[Interface markup and scripts]
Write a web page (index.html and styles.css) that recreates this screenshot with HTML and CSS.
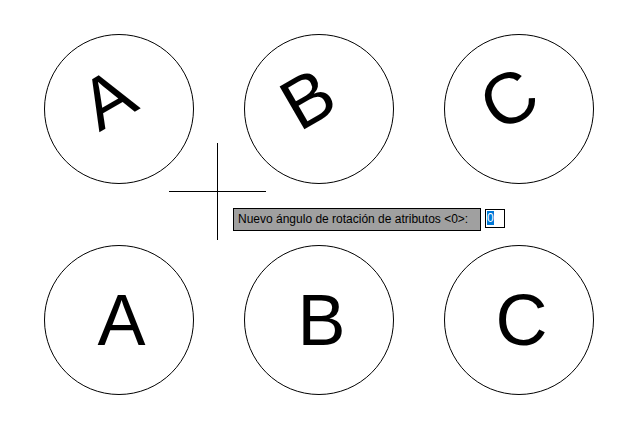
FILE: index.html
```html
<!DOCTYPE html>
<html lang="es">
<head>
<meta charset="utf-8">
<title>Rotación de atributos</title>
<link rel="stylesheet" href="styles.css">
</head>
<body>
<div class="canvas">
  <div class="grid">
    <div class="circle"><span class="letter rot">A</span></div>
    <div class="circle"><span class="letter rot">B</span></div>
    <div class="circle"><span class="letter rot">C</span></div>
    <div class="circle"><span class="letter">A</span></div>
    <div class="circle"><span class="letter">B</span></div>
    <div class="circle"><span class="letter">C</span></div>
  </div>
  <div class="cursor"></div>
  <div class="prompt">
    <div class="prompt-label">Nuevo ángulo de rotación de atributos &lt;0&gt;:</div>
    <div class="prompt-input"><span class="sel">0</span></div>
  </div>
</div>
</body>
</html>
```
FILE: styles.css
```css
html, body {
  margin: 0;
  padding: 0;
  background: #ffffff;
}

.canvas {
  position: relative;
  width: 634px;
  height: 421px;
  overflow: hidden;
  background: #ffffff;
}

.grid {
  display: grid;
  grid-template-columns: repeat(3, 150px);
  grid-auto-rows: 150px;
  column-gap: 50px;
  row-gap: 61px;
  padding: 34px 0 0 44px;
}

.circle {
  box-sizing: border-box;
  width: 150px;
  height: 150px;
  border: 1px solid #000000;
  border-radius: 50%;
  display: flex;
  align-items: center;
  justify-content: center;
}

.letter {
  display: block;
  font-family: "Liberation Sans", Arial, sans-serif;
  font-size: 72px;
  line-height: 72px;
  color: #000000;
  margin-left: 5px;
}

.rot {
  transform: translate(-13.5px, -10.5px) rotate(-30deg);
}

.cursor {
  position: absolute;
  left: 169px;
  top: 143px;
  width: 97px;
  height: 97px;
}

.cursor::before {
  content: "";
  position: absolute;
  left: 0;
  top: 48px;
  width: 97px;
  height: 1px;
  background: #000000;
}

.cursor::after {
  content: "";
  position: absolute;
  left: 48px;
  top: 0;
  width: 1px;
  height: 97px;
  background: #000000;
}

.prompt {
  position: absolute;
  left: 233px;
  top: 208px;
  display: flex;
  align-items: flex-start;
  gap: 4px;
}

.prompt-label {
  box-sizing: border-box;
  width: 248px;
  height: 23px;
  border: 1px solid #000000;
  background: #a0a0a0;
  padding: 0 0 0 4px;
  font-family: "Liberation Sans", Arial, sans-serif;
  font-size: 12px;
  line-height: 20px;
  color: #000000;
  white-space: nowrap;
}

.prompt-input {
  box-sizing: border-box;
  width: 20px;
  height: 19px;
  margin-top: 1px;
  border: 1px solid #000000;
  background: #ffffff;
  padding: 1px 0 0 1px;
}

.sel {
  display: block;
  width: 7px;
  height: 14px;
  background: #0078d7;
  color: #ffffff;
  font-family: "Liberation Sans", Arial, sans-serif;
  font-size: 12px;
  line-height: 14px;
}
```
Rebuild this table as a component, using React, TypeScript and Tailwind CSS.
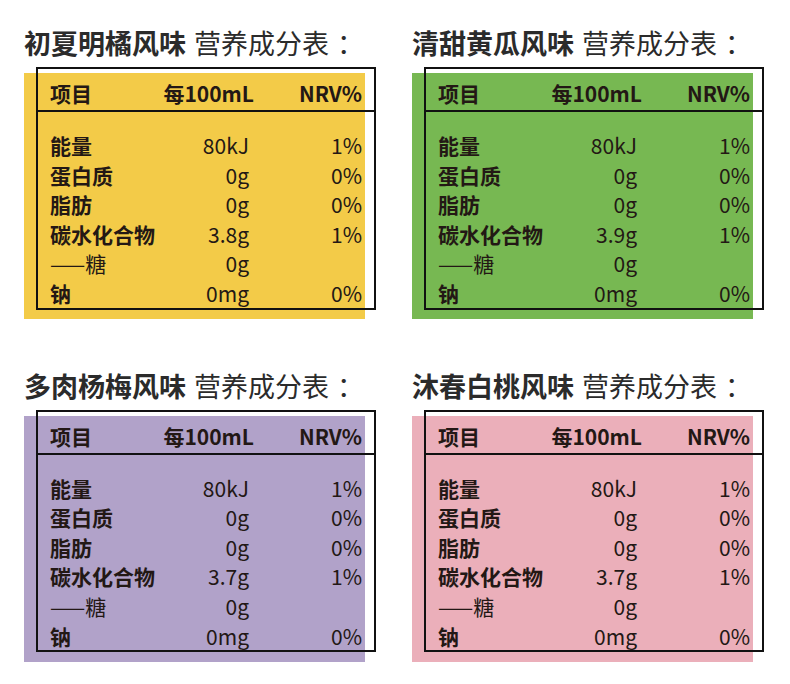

### Direction
Write the material out again exactly as it appears, dropping the pictures.

### Task solution
Write a web page (index.html and styles.css) that recreates this screenshot with HTML and CSS.
FILE: index.html
```html
<!DOCTYPE html>
<html lang="es">
<head>
<meta charset="utf-8">
<title>Rotación de atributos</title>
<link rel="stylesheet" href="styles.css">
</head>
<body>
<div class="canvas">
  <div class="grid">
    <div class="circle"><span class="letter rot">A</span></div>
    <div class="circle"><span class="letter rot">B</span></div>
    <div class="circle"><span class="letter rot">C</span></div>
    <div class="circle"><span class="letter">A</span></div>
    <div class="circle"><span class="letter">B</span></div>
    <div class="circle"><span class="letter">C</span></div>
  </div>
  <div class="cursor"></div>
  <div class="prompt">
    <div class="prompt-label">Nuevo ángulo de rotación de atributos &lt;0&gt;:</div>
    <div class="prompt-input"><span class="sel">0</span></div>
  </div>
</div>
</body>
</html>
```
FILE: styles.css
```css
html, body {
  margin: 0;
  padding: 0;
  background: #ffffff;
}

.canvas {
  position: relative;
  width: 634px;
  height: 421px;
  overflow: hidden;
  background: #ffffff;
}

.grid {
  display: grid;
  grid-template-columns: repeat(3, 150px);
  grid-auto-rows: 150px;
  column-gap: 50px;
  row-gap: 61px;
  padding: 34px 0 0 44px;
}

.circle {
  box-sizing: border-box;
  width: 150px;
  height: 150px;
  border: 1px solid #000000;
  border-radius: 50%;
  display: flex;
  align-items: center;
  justify-content: center;
}

.letter {
  display: block;
  font-family: "Liberation Sans", Arial, sans-serif;
  font-size: 72px;
  line-height: 72px;
  color: #000000;
  margin-left: 5px;
}

.rot {
  transform: translate(-13.5px, -10.5px) rotate(-30deg);
}

.cursor {
  position: absolute;
  left: 169px;
  top: 143px;
  width: 97px;
  height: 97px;
}

.cursor::before {
  content: "";
  position: absolute;
  left: 0;
  top: 48px;
  width: 97px;
  height: 1px;
  background: #000000;
}

.cursor::after {
  content: "";
  position: absolute;
  left: 48px;
  top: 0;
  width: 1px;
  height: 97px;
  background: #000000;
}

.prompt {
  position: absolute;
  left: 233px;
  top: 208px;
  display: flex;
  align-items: flex-start;
  gap: 4px;
}

.prompt-label {
  box-sizing: border-box;
  width: 248px;
  height: 23px;
  border: 1px solid #000000;
  background: #a0a0a0;
  padding: 0 0 0 4px;
  font-family: "Liberation Sans", Arial, sans-serif;
  font-size: 12px;
  line-height: 20px;
  color: #000000;
  white-space: nowrap;
}

.prompt-input {
  box-sizing: border-box;
  width: 20px;
  height: 19px;
  margin-top: 1px;
  border: 1px solid #000000;
  background: #ffffff;
  padding: 1px 0 0 1px;
}

.sel {
  display: block;
  width: 7px;
  height: 14px;
  background: #0078d7;
  color: #ffffff;
  font-family: "Liberation Sans", Arial, sans-serif;
  font-size: 12px;
  line-height: 14px;
}
```
Rebuild this table as a component, using React, TypeScript and Tailwind CSS.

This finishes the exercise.